WHAT YOU SHOULD DO |
Copy all the entries word for word, but omit the pictures.

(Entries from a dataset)
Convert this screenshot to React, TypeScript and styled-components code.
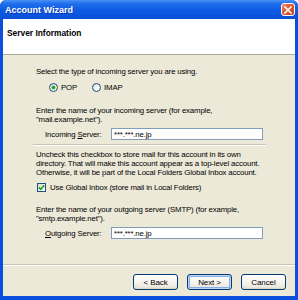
import styled, { createGlobalStyle } from 'styled-components';

const GlobalStyle = createGlobalStyle`
  html, body { margin: 0; padding: 0; background: #ffffff; }
  body { font-family: 'Liberation Sans', Arial, sans-serif; }
`;

const Window = styled.div`
  width: 298px;
  height: 300px;
  display: flex;
  flex-direction: column;
  background: #0b4fdc;
  border-radius: 6px 6px 0 0;
  overflow: hidden;
`;

const TitleBar = styled.div`
  height: 19px;
  flex-shrink: 0;
  display: flex;
  align-items: center;
  justify-content: space-between;
  padding: 0 3px 0 5px;
  background: linear-gradient(#4a92f6 0%, #2370ec 18%, #0f5de4 50%, #0a55dd 80%, #0a4ed4 100%);
  color: #ffffff;
  font-weight: 700;
  font-size: 9px;
  text-shadow: 1px 1px 0 rgba(10, 24, 131, 0.5);
`;

const CloseBtn = styled.div`
  width: 14px;
  height: 13px;
  box-sizing: border-box;
  border: 1px solid #ffffff;
  border-radius: 3px;
  background: linear-gradient(135deg, #f08a6a 0%, #e2572e 45%, #c8401c 100%);
  display: flex;
  align-items: center;
  justify-content: center;
`;

const Frame = styled.div`
  flex: 1;
  margin: 0 3px 4px;
  background: #ece9d8;
  display: flex;
  flex-direction: column;
  font-size: 7.8px;
  letter-spacing: -0.15px;
  line-height: 9px;
  color: #000000;
`;

const Header = styled.div`
  height: 36px;
  box-sizing: border-box;
  flex-shrink: 0;
  background: #ffffff;
  border-bottom: 1px solid #aca899;
  padding: 10px 0 0 4px;
  font-weight: 700;
  font-size: 8.4px;
  letter-spacing: 0;
`;

const Content = styled.div`
  flex: 1;
  padding: 0 29px 0 30px;
  display: flex;
  flex-direction: column;
`;

const Text = styled.div<{ $mt: number }>`
  margin: ${({ $mt }) => $mt}px 0 0 3px;
  white-space: nowrap;
`;

const OptionRow = styled.div<{ $mt: number; $indent: number }>`
  margin-top: ${({ $mt }) => $mt}px;
  padding-left: ${({ $indent }) => $indent}px;
  height: 9px;
  display: flex;
  align-items: center;
`;

const Option = styled.label<{ $gap?: number }>`
  display: flex;
  align-items: center;
  gap: ${({ $gap }) => $gap ?? 3}px;
  margin-right: 15px;
  white-space: nowrap;
`;

const Radio = styled.span<{ $on?: boolean }>`
  width: 9px;
  height: 9px;
  box-sizing: border-box;
  border-radius: 50%;
  border: 1px solid #1c5180;
  background: radial-gradient(circle at 60% 65%, #ffffff 0%, #e8e8e0 60%, #d4d2c8 100%);
  display: flex;
  align-items: center;
  justify-content: center;
  &::after {
    content: '';
    display: ${({ $on }) => ($on ? 'block' : 'none')};
    width: 3px;
    height: 3px;
    border-radius: 50%;
    background: #21a121;
    box-shadow: 0 0 0 0.5px #5cc25c;
  }
`;

const Check = styled.span`
  width: 9px;
  height: 9px;
  box-sizing: border-box;
  border: 1px solid #1c5180;
  background: linear-gradient(135deg, #dcdcd6 0%, #ffffff 100%);
  display: flex;
  align-items: center;
  justify-content: center;
`;

const FieldRow = styled.div<{ $mt: number }>`
  margin-top: ${({ $mt }) => $mt}px;
  padding-left: 12px;
  display: flex;
  align-items: center;
`;

const FieldLabel = styled.label`
  width: 66px;
  white-space: nowrap;
`;

const Input = styled.div`
  width: 152px;
  height: 12px;
  box-sizing: border-box;
  border: 1px solid #7f9db9;
  background: #ffffff;
  padding: 0 2px;
  display: flex;
  align-items: center;
`;

const Separator = styled.div<{ $mt: number }>`
  margin-top: ${({ $mt }) => $mt}px;
  height: 0;
  border-top: 1px solid #c8c5b6;
  border-bottom: 1px solid #ffffff;
`;

const Footer = styled.div`
  height: 32px;
  box-sizing: border-box;
  flex-shrink: 0;
  border-top: 1px solid #c8c5b6;
  box-shadow: inset 0 1px 0 #ffffff;
  padding: 9px 9px 0 0;
  display: flex;
  justify-content: flex-end;
  gap: 9px;
`;

const Button = styled.button<{ $default?: boolean }>`
  width: 45px;
  height: 16px;
  box-sizing: border-box;
  padding: 0;
  border: 1px solid #003c74;
  border-radius: 3px;
  background: linear-gradient(#ffffff 0%, #f5f4ee 50%, #ebe9e0 85%, #d8d2c2 100%);
  box-shadow: ${({ $default }) => ($default ? 'inset 0 0 0 1px #bcd4f6, inset 0 0 0 2px #89ade4' : 'none')};
  font-family: 'Liberation Sans', Arial, sans-serif;
  font-size: 8px;
  letter-spacing: -0.1px;
  color: #000000;
`;

const App = () => (
  <>
    <GlobalStyle />
    <Window>
      <TitleBar>
        <span>Account Wizard</span>
        <CloseBtn>
          <svg width="8" height="8" viewBox="0 0 8 8">
            <path d="M1 1 L7 7 M7 1 L1 7" stroke="#ffffff" strokeWidth="1.6" strokeLinecap="square" />
          </svg>
        </CloseBtn>
      </TitleBar>
      <Frame>
        <Header>Server Information</Header>
        <Content>
          <Text $mt={12}>Select the type of incoming server you are using.</Text>
          <OptionRow $mt={7} $indent={16}>
            <Option><Radio $on />POP</Option>
            <Option><Radio />IMAP</Option>
          </OptionRow>
          <Text $mt={14}>
            Enter the name of your incoming server (for example,
            <br />
            "mail.example.net").
          </Text>
          <FieldRow $mt={4}>
            <FieldLabel>Incoming <u>S</u>erver:</FieldLabel>
            <Input>***.***.ne.jp</Input>
          </FieldRow>
          <Separator $mt={4} />
          <Text $mt={4}>
            Uncheck this checkbox to store mail for this account in its own
            <br />
            directory. That will make this account appear as a top-level account.
            <br />
            Otherwise, it will be part of the Local Folders Global Inbox account.
          </Text>
          <OptionRow $mt={6} $indent={4}>
            <Option $gap={4}>
              <Check>
                <svg width="7" height="7" viewBox="0 0 7 7">
                  <path d="M0.8 3.4 L2.7 5.3 L6.2 1.4" stroke="#21a121" strokeWidth="1.6" fill="none" />
                </svg>
              </Check>
              Use Global Inbox (store mail in Local Folders)
            </Option>
          </OptionRow>
          <Text $mt={13}>
            Enter the name of your outgoing server (SMTP) (for example,
            <br />
            "smtp.example.net").
          </Text>
          <FieldRow $mt={4}>
            <FieldLabel><u>O</u>utgoing Server:</FieldLabel>
            <Input>***.***.ne.jp</Input>
          </FieldRow>
        </Content>
        <Footer>
          <Button>&lt; Back</Button>
          <Button $default>Next &gt;</Button>
          <Button>Cancel</Button>
        </Footer>
      </Frame>
    </Window>
  </>
);

export default App;
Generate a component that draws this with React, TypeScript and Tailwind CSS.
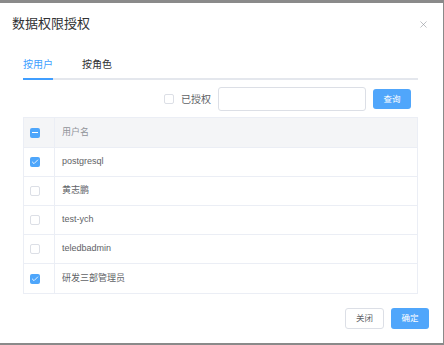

SOLUTION TO THIS EXERCISE |
Convert this screenshot to React, TypeScript and styled-components code.
import styled, { createGlobalStyle } from 'styled-components';

const GlobalStyle = createGlobalStyle`
  html, body { margin: 0; padding: 0; background: #ffffff; }
  body { font-family: 'Liberation Sans', Arial, sans-serif; }
`;

const Window = styled.div`
  width: 298px;
  height: 300px;
  display: flex;
  flex-direction: column;
  background: #0b4fdc;
  border-radius: 6px 6px 0 0;
  overflow: hidden;
`;

const TitleBar = styled.div`
  height: 19px;
  flex-shrink: 0;
  display: flex;
  align-items: center;
  justify-content: space-between;
  padding: 0 3px 0 5px;
  background: linear-gradient(#4a92f6 0%, #2370ec 18%, #0f5de4 50%, #0a55dd 80%, #0a4ed4 100%);
  color: #ffffff;
  font-weight: 700;
  font-size: 9px;
  text-shadow: 1px 1px 0 rgba(10, 24, 131, 0.5);
`;

const CloseBtn = styled.div`
  width: 14px;
  height: 13px;
  box-sizing: border-box;
  border: 1px solid #ffffff;
  border-radius: 3px;
  background: linear-gradient(135deg, #f08a6a 0%, #e2572e 45%, #c8401c 100%);
  display: flex;
  align-items: center;
  justify-content: center;
`;

const Frame = styled.div`
  flex: 1;
  margin: 0 3px 4px;
  background: #ece9d8;
  display: flex;
  flex-direction: column;
  font-size: 7.8px;
  letter-spacing: -0.15px;
  line-height: 9px;
  color: #000000;
`;

const Header = styled.div`
  height: 36px;
  box-sizing: border-box;
  flex-shrink: 0;
  background: #ffffff;
  border-bottom: 1px solid #aca899;
  padding: 10px 0 0 4px;
  font-weight: 700;
  font-size: 8.4px;
  letter-spacing: 0;
`;

const Content = styled.div`
  flex: 1;
  padding: 0 29px 0 30px;
  display: flex;
  flex-direction: column;
`;

const Text = styled.div<{ $mt: number }>`
  margin: ${({ $mt }) => $mt}px 0 0 3px;
  white-space: nowrap;
`;

const OptionRow = styled.div<{ $mt: number; $indent: number }>`
  margin-top: ${({ $mt }) => $mt}px;
  padding-left: ${({ $indent }) => $indent}px;
  height: 9px;
  display: flex;
  align-items: center;
`;

const Option = styled.label<{ $gap?: number }>`
  display: flex;
  align-items: center;
  gap: ${({ $gap }) => $gap ?? 3}px;
  margin-right: 15px;
  white-space: nowrap;
`;

const Radio = styled.span<{ $on?: boolean }>`
  width: 9px;
  height: 9px;
  box-sizing: border-box;
  border-radius: 50%;
  border: 1px solid #1c5180;
  background: radial-gradient(circle at 60% 65%, #ffffff 0%, #e8e8e0 60%, #d4d2c8 100%);
  display: flex;
  align-items: center;
  justify-content: center;
  &::after {
    content: '';
    display: ${({ $on }) => ($on ? 'block' : 'none')};
    width: 3px;
    height: 3px;
    border-radius: 50%;
    background: #21a121;
    box-shadow: 0 0 0 0.5px #5cc25c;
  }
`;

const Check = styled.span`
  width: 9px;
  height: 9px;
  box-sizing: border-box;
  border: 1px solid #1c5180;
  background: linear-gradient(135deg, #dcdcd6 0%, #ffffff 100%);
  display: flex;
  align-items: center;
  justify-content: center;
`;

const FieldRow = styled.div<{ $mt: number }>`
  margin-top: ${({ $mt }) => $mt}px;
  padding-left: 12px;
  display: flex;
  align-items: center;
`;

const FieldLabel = styled.label`
  width: 66px;
  white-space: nowrap;
`;

const Input = styled.div`
  width: 152px;
  height: 12px;
  box-sizing: border-box;
  border: 1px solid #7f9db9;
  background: #ffffff;
  padding: 0 2px;
  display: flex;
  align-items: center;
`;

const Separator = styled.div<{ $mt: number }>`
  margin-top: ${({ $mt }) => $mt}px;
  height: 0;
  border-top: 1px solid #c8c5b6;
  border-bottom: 1px solid #ffffff;
`;

const Footer = styled.div`
  height: 32px;
  box-sizing: border-box;
  flex-shrink: 0;
  border-top: 1px solid #c8c5b6;
  box-shadow: inset 0 1px 0 #ffffff;
  padding: 9px 9px 0 0;
  display: flex;
  justify-content: flex-end;
  gap: 9px;
`;

const Button = styled.button<{ $default?: boolean }>`
  width: 45px;
  height: 16px;
  box-sizing: border-box;
  padding: 0;
  border: 1px solid #003c74;
  border-radius: 3px;
  background: linear-gradient(#ffffff 0%, #f5f4ee 50%, #ebe9e0 85%, #d8d2c2 100%);
  box-shadow: ${({ $default }) => ($default ? 'inset 0 0 0 1px #bcd4f6, inset 0 0 0 2px #89ade4' : 'none')};
  font-family: 'Liberation Sans', Arial, sans-serif;
  font-size: 8px;
  letter-spacing: -0.1px;
  color: #000000;
`;

const App = () => (
  <>
    <GlobalStyle />
    <Window>
      <TitleBar>
        <span>Account Wizard</span>
        <CloseBtn>
          <svg width="8" height="8" viewBox="0 0 8 8">
            <path d="M1 1 L7 7 M7 1 L1 7" stroke="#ffffff" strokeWidth="1.6" strokeLinecap="square" />
          </svg>
        </CloseBtn>
      </TitleBar>
      <Frame>
        <Header>Server Information</Header>
        <Content>
          <Text $mt={12}>Select the type of incoming server you are using.</Text>
          <OptionRow $mt={7} $indent={16}>
            <Option><Radio $on />POP</Option>
            <Option><Radio />IMAP</Option>
          </OptionRow>
          <Text $mt={14}>
            Enter the name of your incoming server (for example,
            <br />
            "mail.example.net").
          </Text>
          <FieldRow $mt={4}>
            <FieldLabel>Incoming <u>S</u>erver:</FieldLabel>
            <Input>***.***.ne.jp</Input>
          </FieldRow>
          <Separator $mt={4} />
          <Text $mt={4}>
            Uncheck this checkbox to store mail for this account in its own
            <br />
            directory. That will make this account appear as a top-level account.
            <br />
            Otherwise, it will be part of the Local Folders Global Inbox account.
          </Text>
          <OptionRow $mt={6} $indent={4}>
            <Option $gap={4}>
              <Check>
                <svg width="7" height="7" viewBox="0 0 7 7">
                  <path d="M0.8 3.4 L2.7 5.3 L6.2 1.4" stroke="#21a121" strokeWidth="1.6" fill="none" />
                </svg>
              </Check>
              Use Global Inbox (store mail in Local Folders)
            </Option>
          </OptionRow>
          <Text $mt={13}>
            Enter the name of your outgoing server (SMTP) (for example,
            <br />
            "smtp.example.net").
          </Text>
          <FieldRow $mt={4}>
            <FieldLabel><u>O</u>utgoing Server:</FieldLabel>
            <Input>***.***.ne.jp</Input>
          </FieldRow>
        </Content>
        <Footer>
          <Button>&lt; Back</Button>
          <Button $default>Next &gt;</Button>
          <Button>Cancel</Button>
        </Footer>
      </Frame>
    </Window>
  </>
);

export default App;
Generate a component that draws this with React, TypeScript and Tailwind CSS.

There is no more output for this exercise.